I understand. They’re jealous. Not everyone has a Steph Curry on their team.
Sometimes this jealousy, or the bitterness of their team being dominated by Steph Curry and Klay Thompson over the last half-decade (we’re looking at you Utah Jazz), results in attempted take-downs of Curry and the dynasty he has built. He hasn’t won a finals MVP. He missed some (very rare) big shots late in games. He can’t win without Kevin Durant.
Blah, blah blah.
I’m not having any of it. Steph Curry could never win another game for the Warriors, he could demand a trade and blow up our roster, he could miss every shot he takes from now on, but it doesn’t matter. Steph Curry has earned my loyalty.
Over the summer, I heard of a young mayor from South Bend, Indiana who was running for President. Politically frustrated and discouraged, I felt something unfamiliar when I first heard Mayor Pete Buttigieg speak: hope. I knew it would be nearly impossible for him to win even a single delegate, let alone become the nominee or next president, but he spoke in a way that aligned with my values, he talked of religion in the same way I thought of my own religion, and as a leader, he inspired me.
Long story short, I changed some plans and got a job as a field organizer working on Mayor Pete’s presidential campaign in Iowa. By the end of my time with the campaign, I was able to introduce Pete at a rally I had organized with hundreds of people showing up in a rural town in Iowa. It was an incredible experience, and I believe strongly that he represented the best choice to lead our country.
After a shocking win in the Iowa caucus and a strong performance in New Hampshire, Pete failed to keep the momentum and dropped out of the race on March 1. I didn’t expect Pete to win, nor did I join the campaign because I wanted a guaranteed career in American politics.

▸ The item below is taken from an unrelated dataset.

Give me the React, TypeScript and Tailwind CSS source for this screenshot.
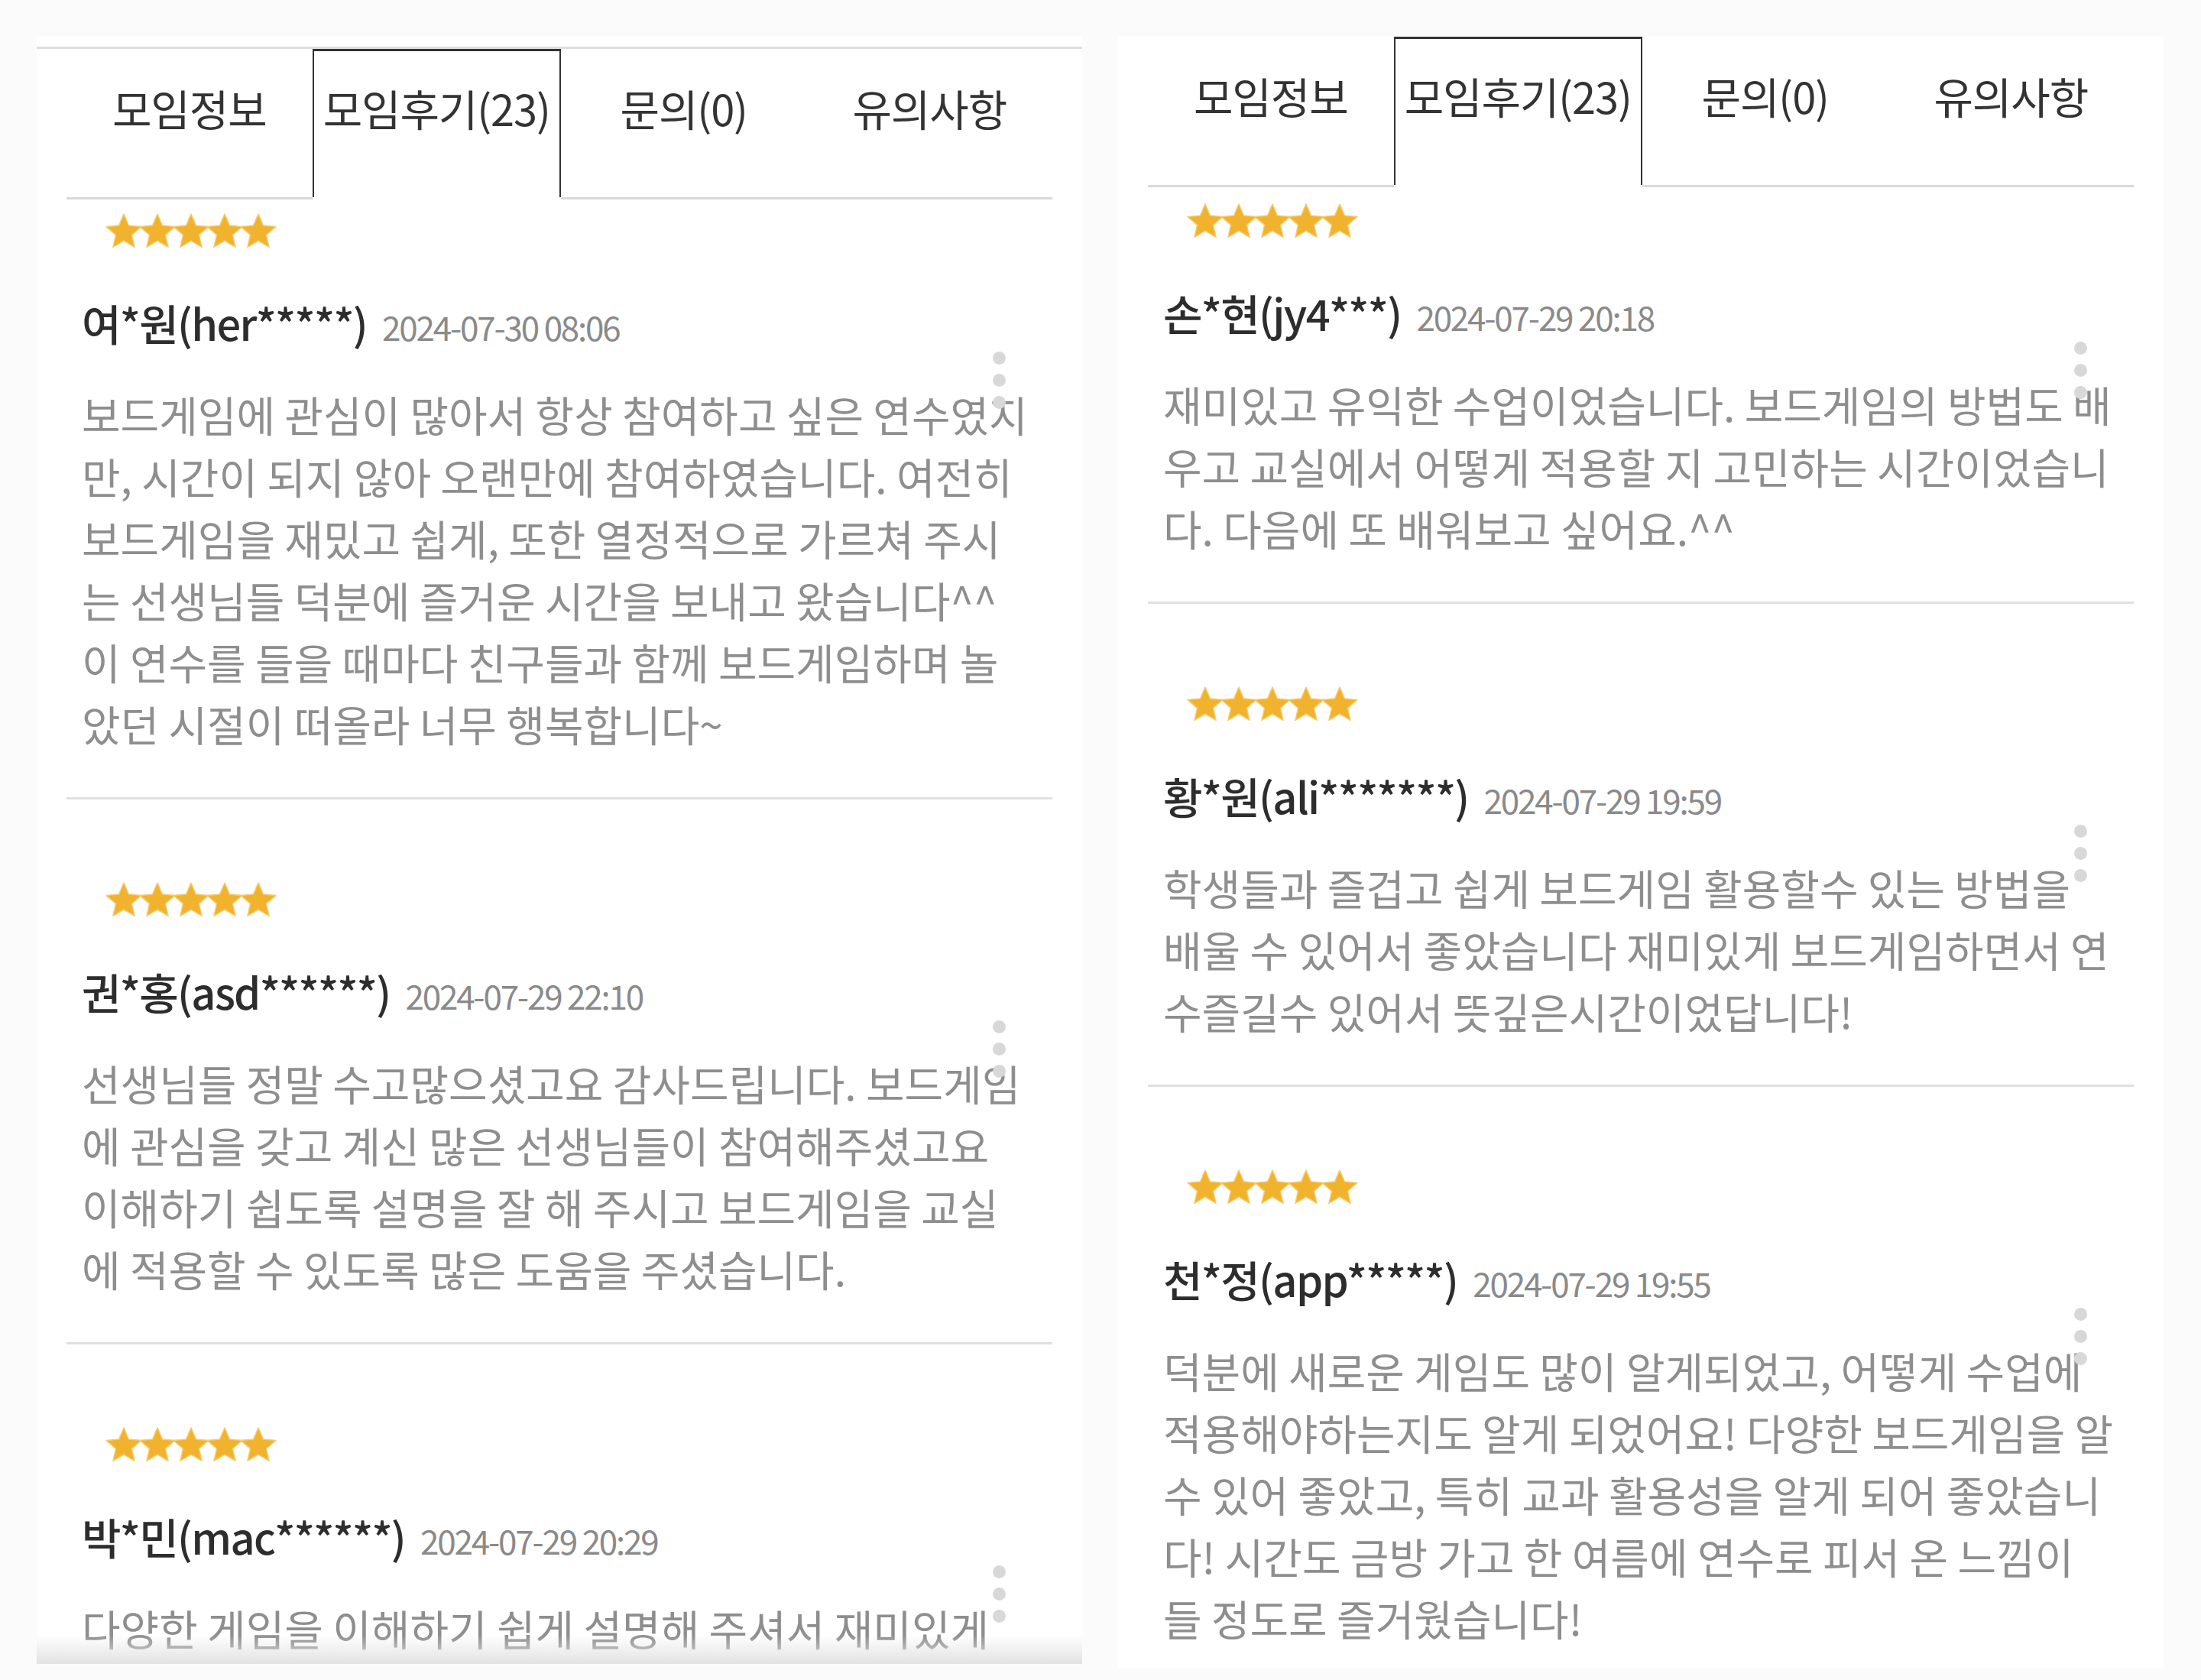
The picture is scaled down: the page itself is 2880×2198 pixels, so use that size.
import React from 'react';

type Review = {
  name: string;
  date: string;
  lines: string[];
};

const leftReviews: Review[] = [
  {
    name: '여*원(her*****)',
    date: '2024-07-30 08:06',
    lines: [
      '보드게임에 관심이 많아서 항상 참여하고 싶은 연수였지',
      '만, 시간이 되지 않아 오랜만에 참여하였습니다. 여전히',
      '보드게임을 재밌고 쉽게, 또한 열정적으로 가르쳐 주시',
      '는 선생님들 덕분에 즐거운 시간을 보내고 왔습니다^^',
      '이 연수를 들을 때마다 친구들과 함께 보드게임하며 놀',
      '았던 시절이 떠올라 너무 행복합니다~',
    ],
  },
  {
    name: '권*홍(asd******)',
    date: '2024-07-29 22:10',
    lines: [
      '선생님들 정말 수고많으셨고요 감사드립니다. 보드게임',
      '에 관심을 갖고 계신 많은 선생님들이 참여해주셨고요',
      '이해하기 쉽도록 설명을 잘 해 주시고 보드게임을 교실',
      '에 적용할 수 있도록 많은 도움을 주셨습니다.',
    ],
  },
  {
    name: '박*민(mac******)',
    date: '2024-07-29 20:29',
    lines: ['다양한 게임을 이해하기 쉽게 설명해 주셔서 재미있게'],
  },
];

const rightReviews: Review[] = [
  {
    name: '손*현(jy4***)',
    date: '2024-07-29 20:18',
    lines: [
      '재미있고 유익한 수업이었습니다. 보드게임의 방법도 배',
      '우고 교실에서 어떻게 적용할 지 고민하는 시간이었습니',
      '다. 다음에 또 배워보고 싶어요.^^',
    ],
  },
  {
    name: '황*원(ali*******)',
    date: '2024-07-29 19:59',
    lines: [
      '학생들과 즐겁고 쉽게 보드게임 활용할수 있는 방법을',
      '배울 수 있어서 좋았습니다 재미있게 보드게임하면서 연',
      '수즐길수 있어서 뜻깊은시간이었답니다!',
    ],
  },
  {
    name: '천*정(app*****)',
    date: '2024-07-29 19:55',
    lines: [
      '덕분에 새로운 게임도 많이 알게되었고, 어떻게 수업에',
      '적용해야하는지도 알게 되었어요! 다양한 보드게임을 알',
      '수 있어 좋았고, 특히 교과 활용성을 알게 되어 좋았습니',
      '다! 시간도 금방 가고 한 여름에 연수로 피서 온 느낌이',
      '들 정도로 즐거웠습니다!',
    ],
  },
];

const tabs = ['모임정보', '모임후기(23)', '문의(0)', '유의사항'];

function starPoints(cx: number, cy: number, R: number, r: number) {
  const pts: string[] = [];
  for (let i = 0; i < 10; i++) {
    const rad = i % 2 === 0 ? R : r;
    const a = ((-90 + i * 36) * Math.PI) / 180;
    pts.push(`${(cx + rad * Math.cos(a)).toFixed(2)},${(cy + rad * Math.sin(a)).toFixed(2)}`);
  }
  return pts.join(' ');
}

const Stars = () => (
  <svg width="224" height="48" viewBox="0 0 224 48">
    {[0, 1, 2, 3, 4].map((i) => (
      <polygon
        key={i}
        points={starPoints(24 + i * 44, 25, 24, 11)}
        fill="#f1b22d"
        stroke="#f6cc6e"
        strokeWidth="1.5"
        strokeLinejoin="round"
      />
    ))}
  </svg>
);

const Tabs = () => (
  <div className="mx-[39px] flex h-[197px]">
    {tabs.map((t, i) =>
      i === 1 ? (
        <div
          key={t}
          className="flex-1 self-start h-[194px] border-x-2 border-t-[3px] border-[#333] pt-[43px] text-center"
        >
          <span className="text-[56px] leading-[62px] text-[#333] tracking-[-0.02em]">{t}</span>
        </div>
      ) : (
        <div key={t} className="flex-1 border-b-[3px] border-[#d9d9d9] pt-[46px] text-center">
          <span className="text-[56px] leading-[62px] text-[#333] tracking-[-0.02em]">{t}</span>
        </div>
      )
    )}
  </div>
);

const ReviewItem = ({ review, last }: { review: Review; last: boolean }) => (
  <div className="relative">
    <div className="pl-[51px] h-[46px]">
      <Stars />
    </div>
    <div className="mt-[67px] pl-[20px] flex items-baseline h-[60px] leading-[60px] whitespace-nowrap">
      <span className="text-[56px] font-medium text-[#2d2d2d] tracking-[-0.03em]">{review.name}</span>
      <span className="ml-[20px] text-[44px] text-[#8a8a8a] tracking-[-0.05em]">{review.date}</span>
    </div>
    <div className="mt-[49px] pl-[20px] text-[55px] leading-[81px] text-[#8e8e8e] whitespace-nowrap">
      {review.lines.map((l, i) => (
        <div key={i}>{l}</div>
      ))}
    </div>
    <div className="absolute right-[61px] top-[181px] flex flex-col gap-[12px]">
      <span className="w-[17px] h-[17px] rounded-full bg-[#d8d8d8]" />
      <span className="w-[17px] h-[17px] rounded-full bg-[#d8d8d8]" />
      <span className="w-[17px] h-[17px] rounded-full bg-[#d8d8d8]" />
    </div>
    {!last && <div className="mt-[56px] mb-[108px] h-[3px] bg-[#e0e0e0]" />}
  </div>
);

const ReviewList = ({ reviews, top }: { reviews: Review[]; top: string }) => (
  <div className={`mx-[39px] ${top}`}>
    {reviews.map((r, i) => (
      <ReviewItem key={r.name} review={r} last={i === reviews.length - 1} />
    ))}
  </div>
);

export default function App() {
  return (
    <div className="w-[2880px] h-[2198px] bg-[#fbfbfb] flex gap-[47px] pl-[48px] pt-[48px] overflow-hidden font-['Noto_Sans_CJK_KR',sans-serif]">
      <section className="relative w-[1368px] h-[2129px] bg-white overflow-hidden">
        <div className="mt-[13px] h-[3px] bg-[#dedede]" />
        <Tabs />
        <ReviewList reviews={leftReviews} top="pt-[18px]" />
        <div className="absolute bottom-0 left-0 right-0 h-[38px] bg-linear-to-b from-white/0 to-[#e2e2e2]" />
      </section>
      <section className="relative w-[1368px] h-[2134px] bg-white overflow-hidden">
        <Tabs />
        <ReviewList reviews={rightReviews} top="pt-[21px]" />
      </section>
    </div>
  );
}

My point is not to convince you of how great Mayor Pete is or to feel sympathy for me because he dropped out (or gloat, depending on how you feel about me).

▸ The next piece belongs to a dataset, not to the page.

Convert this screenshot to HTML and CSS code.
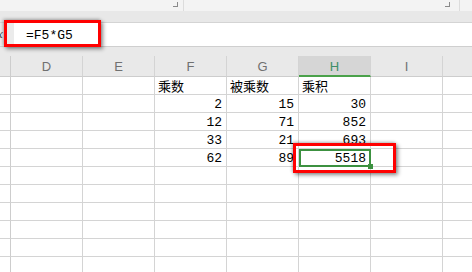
FILE: index.html
```html
<!doctype html>
<html>
  <head>
    <meta charset="UTF-8" />
    <link rel="stylesheet" href="styles.css">
  </head>
  <body>
    <div class="ribbon">
      <div class="group group-first"><span class="launcher"></span></div>
      <div class="group group-second"><span class="launcher"></span></div>
    </div>
    <div class="band"></div>
    <div class="formula-row">
      <div class="fx">x</div>
      <div class="fx-pad"></div>
      <div class="formula">=F5*G5</div>
    </div>
    <div class="sheet">
      <div class="corner"></div>
      <div class="col-head">D</div>
      <div class="col-head">E</div>
      <div class="col-head">F</div>
      <div class="col-head">G</div>
      <div class="col-head active">H</div>
      <div class="col-head">I</div>
      <div class="col-head"></div>

      <div class="row-head"></div>
      <div class="cell"></div><div class="cell"></div>
      <div class="cell text">乘数</div>
      <div class="cell text">被乘数</div>
      <div class="cell text">乘积</div>
      <div class="cell"></div><div class="cell"></div>

      <div class="row-head"></div>
      <div class="cell"></div><div class="cell"></div>
      <div class="cell num">2</div>
      <div class="cell num">15</div>
      <div class="cell num">30</div>
      <div class="cell"></div><div class="cell"></div>

      <div class="row-head"></div>
      <div class="cell"></div><div class="cell"></div>
      <div class="cell num">12</div>
      <div class="cell num">71</div>
      <div class="cell num">852</div>
      <div class="cell"></div><div class="cell"></div>

      <div class="row-head"></div>
      <div class="cell"></div><div class="cell"></div>
      <div class="cell num">33</div>
      <div class="cell num">21</div>
      <div class="cell num">693</div>
      <div class="cell"></div><div class="cell"></div>

      <div class="row-head"></div>
      <div class="cell"></div><div class="cell"></div>
      <div class="cell num">62</div>
      <div class="cell num">89</div>
      <div class="cell num selected">5518<span class="handle"></span></div>
      <div class="cell"></div><div class="cell"></div>

      <div class="row-head"></div>
      <div class="cell"></div><div class="cell"></div><div class="cell"></div>
      <div class="cell"></div><div class="cell"></div><div class="cell"></div><div class="cell"></div>

      <div class="row-head"></div>
      <div class="cell"></div><div class="cell"></div><div class="cell"></div>
      <div class="cell"></div><div class="cell"></div><div class="cell"></div><div class="cell"></div>

      <div class="row-head"></div>
      <div class="cell"></div><div class="cell"></div><div class="cell"></div>
      <div class="cell"></div><div class="cell"></div><div class="cell"></div><div class="cell"></div>

      <div class="row-head"></div>
      <div class="cell"></div><div class="cell"></div><div class="cell"></div>
      <div class="cell"></div><div class="cell"></div><div class="cell"></div><div class="cell"></div>

      <div class="row-head"></div>
      <div class="cell"></div><div class="cell"></div><div class="cell"></div>
      <div class="cell"></div><div class="cell"></div><div class="cell"></div><div class="cell"></div>

      <div class="row-head"></div>
      <div class="cell"></div><div class="cell"></div><div class="cell"></div>
      <div class="cell"></div><div class="cell"></div><div class="cell"></div><div class="cell"></div>
    </div>
    <div class="mark mark-formula"></div>
    <div class="mark mark-cell"></div>
  </body>
</html>
```

FILE: styles.css
```css
html,
body {
  height: 100%;
}
body {
  background: white;
  color: black;
  font-family: "Liberation Mono", "Noto Sans CJK SC", monospace;
  font-size: 13px;
  margin: 0;
  overflow: hidden;
  position: relative;
  width: 472px;
}
.ribbon {
  background: #f3f3f3;
  display: flex;
  height: 11px;
}
.group {
  border-right: 1px solid #dcdcdc;
  box-sizing: border-box;
  display: flex;
  justify-content: flex-end;
}
.group-first {
  padding-right: 5px;
  width: 184px;
}
.group-second {
  padding-right: 9px;
  width: 276px;
}
.launcher {
  border-bottom: 1px solid #8a8a8a;
  border-right: 1px solid #8a8a8a;
  height: 4px;
  margin-top: 2px;
  width: 4px;
}
.band {
  background: #e8e8e8;
  border-bottom: 1px solid #d4d4d4;
  height: 11px;
}
.formula-row {
  background: #ebebeb;
  border-bottom: 1px solid #cfcfcf;
  display: flex;
  height: 23px;
}
.fx {
  color: #444;
  font-family: "Liberation Serif", serif;
  font-style: italic;
  font-size: 13px;
  line-height: 22px;
  overflow: hidden;
  text-indent: -3px;
  width: 4px;
}
.fx-pad {
  width: 10px;
}
.formula {
  background: white;
  flex-grow: 1;
  line-height: 26px;
  padding-left: 12px;
}
.sheet {
  background: #e9e9e9;
  display: grid;
  grid-template-columns: 11px repeat(7, 72px);
  grid-auto-rows: 18px;
  grid-template-rows: 30px;
}
.corner,
.row-head {
  border-right: 1px solid #cdcdcd;
}
.corner {
  background: #e9e9e9;
  border-bottom: 1px solid #cdcdcd;
  margin-top: 9px;
}
.row-head {
  background: white;
  border-bottom: 1px solid #d4d4d4;
}
.col-head {
  border-bottom: 1px solid #cdcdcd;
  border-right: 1px solid #d4d4d4;
  color: #707070;
  font-family: "Liberation Sans", Arial, sans-serif;
  font-size: 13px;
  line-height: 21px;
  margin-top: 9px;
  text-align: center;
}
.col-head.active {
  background: #d6d6d6;
  border-bottom: 2px solid #4aa14a;
  color: #3f8f6a;
}
.cell {
  background: white;
  border-bottom: 1px solid #d4d4d4;
  border-right: 1px solid #d4d4d4;
  line-height: 20px;
  overflow: visible;
  white-space: nowrap;
}
.text {
  font-family: "Noto Sans CJK SC", sans-serif;
  font-size: 13px;
  line-height: 18px;
  padding-left: 3px;
}
.num {
  padding-right: 4px;
  text-align: right;
}
.selected {
  outline: 2px solid #3c9140;
  outline-offset: -2px;
  position: relative;
}
.handle {
  background: #3c9140;
  bottom: -3px;
  height: 5px;
  position: absolute;
  right: -3px;
  width: 5px;
}
.mark {
  border: 3px solid #ff0000;
  box-shadow: 2px 2px 4px rgba(0, 0, 0, 0.45), -1px -1px 3px rgba(0, 0, 0, 0.25);
  box-sizing: border-box;
  position: absolute;
}
.mark-formula {
  height: 27px;
  left: 4px;
  top: 20px;
  width: 97px;
}
.mark-cell {
  height: 30px;
  left: 293px;
  top: 143px;
  width: 103px;
}
```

The point is that Mayor Pete is not Steph Curry.
Mayor Pete does not get a free pass to do, say or lead with no consequence. I have no loyalty to him. I respect, admire and approve of his leadership, values and policies. But, if that leadership, values or policies begin to shift in a way that no longer aligns with what I view as right and good, I will not shift with him.
This is not the same as the sports world, where you are commended for sticking with your team during the bad years, seasons or games.

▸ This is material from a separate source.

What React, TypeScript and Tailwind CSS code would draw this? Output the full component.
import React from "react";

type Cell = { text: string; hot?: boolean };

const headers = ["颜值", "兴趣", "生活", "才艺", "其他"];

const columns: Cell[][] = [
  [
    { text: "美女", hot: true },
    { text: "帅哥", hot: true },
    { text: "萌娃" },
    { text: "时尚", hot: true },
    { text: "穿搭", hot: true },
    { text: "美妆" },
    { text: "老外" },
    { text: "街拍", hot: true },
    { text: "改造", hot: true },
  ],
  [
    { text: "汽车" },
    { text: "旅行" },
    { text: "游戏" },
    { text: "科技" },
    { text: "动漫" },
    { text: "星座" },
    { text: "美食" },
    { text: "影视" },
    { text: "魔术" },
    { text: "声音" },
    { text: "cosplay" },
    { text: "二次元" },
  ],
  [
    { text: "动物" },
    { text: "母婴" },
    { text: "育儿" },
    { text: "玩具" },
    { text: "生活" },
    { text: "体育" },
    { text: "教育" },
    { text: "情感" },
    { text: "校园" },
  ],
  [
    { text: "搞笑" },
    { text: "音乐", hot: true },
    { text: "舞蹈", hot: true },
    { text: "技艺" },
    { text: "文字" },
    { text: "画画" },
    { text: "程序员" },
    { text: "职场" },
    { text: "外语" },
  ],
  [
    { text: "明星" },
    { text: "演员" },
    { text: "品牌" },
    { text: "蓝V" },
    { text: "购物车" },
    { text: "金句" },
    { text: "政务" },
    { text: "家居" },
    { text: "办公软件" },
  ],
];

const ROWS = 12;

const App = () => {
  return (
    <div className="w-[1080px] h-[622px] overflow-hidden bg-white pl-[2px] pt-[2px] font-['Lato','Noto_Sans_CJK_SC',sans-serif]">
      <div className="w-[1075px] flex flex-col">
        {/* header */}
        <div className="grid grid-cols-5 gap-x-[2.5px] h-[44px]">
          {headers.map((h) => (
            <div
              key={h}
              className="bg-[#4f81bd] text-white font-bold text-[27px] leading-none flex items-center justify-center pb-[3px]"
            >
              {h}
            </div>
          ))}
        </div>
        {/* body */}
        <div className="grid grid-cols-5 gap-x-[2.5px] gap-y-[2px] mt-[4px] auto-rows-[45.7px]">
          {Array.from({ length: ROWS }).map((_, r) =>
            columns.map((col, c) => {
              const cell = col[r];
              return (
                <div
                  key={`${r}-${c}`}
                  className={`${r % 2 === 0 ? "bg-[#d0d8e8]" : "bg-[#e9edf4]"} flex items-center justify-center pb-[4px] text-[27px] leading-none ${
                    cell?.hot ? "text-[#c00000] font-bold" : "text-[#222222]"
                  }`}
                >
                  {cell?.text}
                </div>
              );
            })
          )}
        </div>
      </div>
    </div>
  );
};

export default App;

Values and personal commitments shouldn’t have off-years, and winning isn’t everything, especially if it means compromising the very morals and beliefs that I am created of. If I let my values and moral beliefs be represented by someone who diminishes and corrupts them without a second thought — all so that I can say that I won, or that my “team” won — I will have my reward of superficial gratification. Once any satisfaction social media gloating inevitably fades away I would be nothing but a moral mercenary, willing to deal away my values for the sake of saving face and being on a fleeting movement that will leave me behind the second I regain integrity.
If and when Pete runs for President again, he is not guaranteed my vote nor my loyalty. My vote and support will go wherever I think my values, beliefs and ideas are best represented. Maybe it will be with Pete, maybe not, I don’t know. What I do know is that the next time Steph Curry steps on the court for the Warriors I will be as enthusiastic as ever in cheering for him.
In sports, there is nothing more cowardly than a fair-weather fan. In politics, there should be nothing more noble.